-- Work to be completed --
Return each line of the records holding the string "that".

Interface markup and scripts

......

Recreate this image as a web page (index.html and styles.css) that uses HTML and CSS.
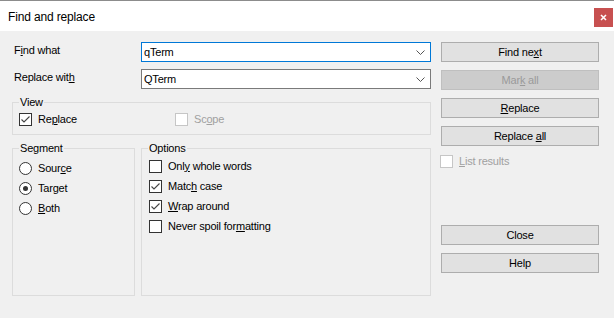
FILE: index.html
```html
<!DOCTYPE html>
<html>
<head>
<meta charset="utf-8">
<link rel="stylesheet" href="styles.css">
</head>
<body>
<div class="window">
  <div class="titlebar">
    <span class="title">Find and replace</span>
    <span class="close-x"><svg width="7" height="7" viewBox="0 0 7 7"><path d="M1 1 L6 6 M6 1 L1 6" stroke="#fff" stroke-width="1.6"/></svg></span>
  </div>
  <div class="main">
    <div class="left">
      <div class="field-row">
        <span class="flabel">F<u>i</u>nd what</span>
        <div class="combo focused"><span class="combo-text">qTerm</span><svg class="chev" width="9" height="5" viewBox="0 0 9 5"><path d="M0.5 0.5 L4.5 4.5 L8.5 0.5" fill="none" stroke="#555" stroke-width="1"/></svg></div>
      </div>
      <div class="field-row">
        <span class="flabel">Replace wit<u>h</u></span>
        <div class="combo"><span class="combo-text">QTerm</span><svg class="chev" width="9" height="5" viewBox="0 0 9 5"><path d="M0.5 0.5 L4.5 4.5 L8.5 0.5" fill="none" stroke="#555" stroke-width="1"/></svg></div>
      </div>
      <fieldset class="group view">
        <legend>View</legend>
        <div class="view-row">
          <span class="check first"><span class="box checked"><svg width="11" height="11" viewBox="0 0 11 11"><path d="M1.5 5.5 L4 8 L9.5 2.5" fill="none" stroke="#444" stroke-width="1.1"/></svg></span><span class="txt">Re<u>p</u>lace</span></span>
          <span class="check disabled"><span class="box"></span><span class="txt">Sc<u>o</u>pe</span></span>
        </div>
      </fieldset>
      <div class="groups">
        <fieldset class="group segment">
          <legend>Segment</legend>
          <div class="row"><span class="radio"></span><span class="txt">Sour<u>c</u>e</span></div>
          <div class="row"><span class="radio on"><span class="dot"></span></span><span class="txt">Tar<u>g</u>et</span></div>
          <div class="row"><span class="radio"></span><span class="txt"><u>B</u>oth</span></div>
        </fieldset>
        <fieldset class="group options">
          <legend>Options</legend>
          <div class="row"><span class="box"></span><span class="txt">Onl<u>y</u> whole words</span></div>
          <div class="row"><span class="box checked"><svg width="11" height="11" viewBox="0 0 11 11"><path d="M1.5 5.5 L4 8 L9.5 2.5" fill="none" stroke="#444" stroke-width="1.1"/></svg></span><span class="txt">Matc<u>h</u> case</span></div>
          <div class="row"><span class="box checked"><svg width="11" height="11" viewBox="0 0 11 11"><path d="M1.5 5.5 L4 8 L9.5 2.5" fill="none" stroke="#444" stroke-width="1.1"/></svg></span><span class="txt"><u>W</u>rap around</span></div>
          <div class="row"><span class="box"></span><span class="txt">Never spoil for<u>m</u>atting</span></div>
        </fieldset>
      </div>
    </div>
    <div class="right">
      <div class="btn"><span class="txt">Find ne<u>x</u>t</span></div>
      <div class="btn disabled"><span class="txt">Mar<u>k</u> all</span></div>
      <div class="btn"><span class="txt"><u>R</u>eplace</span></div>
      <div class="btn"><span class="txt">Replace <u>a</u>ll</span></div>
      <div class="check list disabled"><span class="box"></span><span class="txt"><u>L</u>ist results</span></div>
      <div class="btn close-btn"><span class="txt">Close</span></div>
      <div class="btn"><span class="txt">Help</span></div>
    </div>
  </div>
</div>
</body>
</html>
```

FILE: styles.css
```css
html, body {
  margin: 0;
  padding: 0;
  background: #f0f0f0;
}
body {
  font-family: "Liberation Sans", Arial, sans-serif;
  font-size: 11px;
  letter-spacing: -0.2px;
  color: #000;
  width: 614px;
  height: 318px;
  overflow: hidden;
}
.window {
  border-top: 1px solid #8c8c8c;
}
.titlebar {
  height: 30px;
  background: #fff;
  display: flex;
  align-items: flex-start;
  justify-content: space-between;
}
.title {
  font-size: 12px;
  letter-spacing: -0.15px;
  margin: 9px 0 0 8px;
  line-height: 14px;
}
.close-x {
  width: 19px;
  height: 19px;
  background: #c75050;
  margin: 7px 1px 0 0;
  display: flex;
  align-items: center;
  justify-content: center;
}
.main {
  display: flex;
  padding: 11px 0 0 12px;
}
.left {
  width: 419px;
  display: flex;
  flex-direction: column;
}
.field-row {
  display: grid;
  grid-template-columns: 129px 290px;
  height: 20px;
  margin-bottom: 7px;
}
.flabel {
  padding: 2px 0 0 2px;
  line-height: 13px;
}
.combo {
  box-sizing: border-box;
  height: 20px;
  background: #fff;
  border: 1px solid #7a7a7a;
  display: flex;
  align-items: center;
  justify-content: space-between;
  padding: 1px 5px 0 2px;
}
.combo.focused {
  border-color: #0078d7;
}
.combo-text {
  line-height: 13px;
}
.chev {
  display: block;
}
.txt {
  white-space: pre;
  line-height: 13px;
}
.group {
  margin: 0;
  box-sizing: border-box;
  border: 1px solid #dcdcdc;
  min-width: 0;
}
.group legend {
  padding: 0 1px;
  line-height: 13px;
  margin-left: 0;
}
.view {
  width: 419px;
  padding: 4px 6px 8px 6px;
}
.view-row {
  display: flex;
  height: 13px;
  align-items: center;
}
.check {
  display: flex;
  align-items: center;
  gap: 6px;
  line-height: 13px;
}
.check.first {
  width: 156px;
}
.disabled {
  color: #a0a0a0;
}
.box {
  box-sizing: border-box;
  width: 13px;
  height: 13px;
  border: 1px solid #333;
  background: #fff;
  flex: none;
  display: flex;
  align-items: center;
  justify-content: center;
}
.disabled .box {
  border-color: #c6c6c6;
}
.groups {
  display: flex;
  gap: 6px;
  margin-top: 7px;
}
.segment {
  width: 123px;
  height: 154px;
  padding: 3px 6px 0 6px;
}
.options {
  width: 290px;
  height: 154px;
  padding: 1px 7px 0 7px;
}
.options legend {
  margin-left: -1px;
}
.row {
  height: 20px;
  display: flex;
  align-items: center;
  gap: 6px;
  line-height: 13px;
}
.radio {
  box-sizing: border-box;
  width: 13px;
  height: 13px;
  border: 1px solid #333;
  border-radius: 50%;
  background: #fff;
  flex: none;
  display: flex;
  align-items: center;
  justify-content: center;
}
.dot {
  width: 5px;
  height: 5px;
  border-radius: 50%;
  background: #333;
}
.right {
  width: 158px;
  margin-left: 10px;
  display: flex;
  flex-direction: column;
}
.btn {
  box-sizing: border-box;
  height: 20px;
  background: #e1e1e1;
  border: 1px solid #adadad;
  display: flex;
  align-items: center;
  justify-content: center;
  line-height: 13px;
  margin-bottom: 8px;
}
.btn.disabled {
  background: #cccccc;
  border-color: #bfbfbf;
  color: #9a9a9a;
}
.list {
  margin: 1px 0 0 -1px;
  height: 13px;
}
.close-btn {
  margin-top: 57px;
}
u {
  text-decoration-thickness: 1px;
  text-underline-offset: 1px;
}
```
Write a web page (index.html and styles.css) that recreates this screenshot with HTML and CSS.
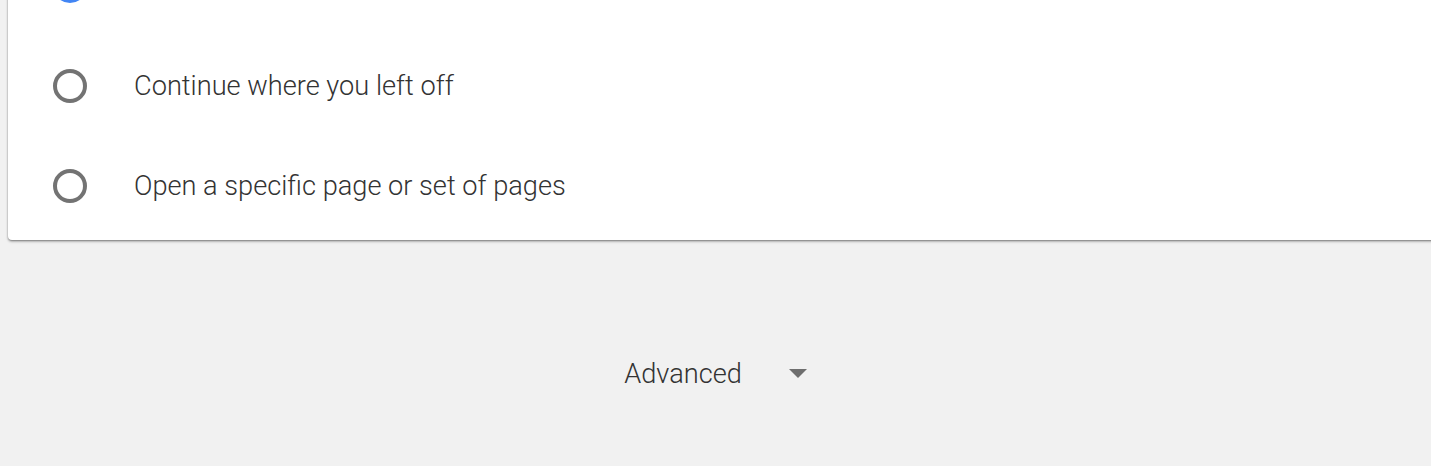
FILE: index.html
```html
<!DOCTYPE html>
<html lang="en">
<head>
    <meta charset="UTF-8">
    <title>On startup</title>
    <link rel="stylesheet" href="styles.css">
</head>
<body>
    <div class="card">
        <div class="row">
            <span class="radio checked"></span>
        </div>
        <label class="row">
            <span class="radio"></span>
            <span class="label">Continue where you left off</span>
        </label>
        <label class="row">
            <span class="radio"></span>
            <span class="label">Open a specific page or set of pages</span>
        </label>
    </div>

    <div class="advanced">
        <span>Advanced</span>
        <svg class="arrow" width="18" height="9" viewBox="0 0 18 9"><path d="M0 0h18L9 9z" fill="#6e6e6e"/></svg>
    </div>
</body>
</html>
```

FILE: styles.css
```css
/* Page */
body {
    margin: 0;
    padding: 0;
    background-color: #f1f1f1;
    font-family: 'Roboto', 'Liberation Sans', sans-serif;
    font-weight: 300;
    color: #333333;
    overflow: hidden;
}

/* Card with the startup options */
.card {
    margin: -64px -20px 0 8px;
    padding-bottom: 4px;
    background-color: #ffffff;
    border-radius: 4px;
    box-shadow: 0 1px 2px rgba(0, 0, 0, 0.4), 0 2px 3px rgba(0, 0, 0, 0.15);
}

.row {
    display: flex;
    align-items: center;
    height: 100px;
    padding-left: 45px;
}

.radio {
    width: 26px;
    height: 26px;
    border: 4px solid #737373;
    border-radius: 50%;
    flex-shrink: 0;
}

.radio.checked {
    border-color: #4285f4;
}

.label {
    margin-left: 47px;
    font-size: 27.2px;
}

/* Advanced toggle */
.advanced {
    display: flex;
    justify-content: center;
    align-items: center;
    gap: 46px;
    margin-top: 118px;
    font-size: 27.2px;
}

.arrow {
    margin-top: -2px;
    margin-left: 1px;
}
```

......

-- Result for this task --
Recreate this image as a web page (index.html and styles.css) that uses HTML and CSS.
Write a web page (index.html and styles.css) that recreates this screenshot with HTML and CSS.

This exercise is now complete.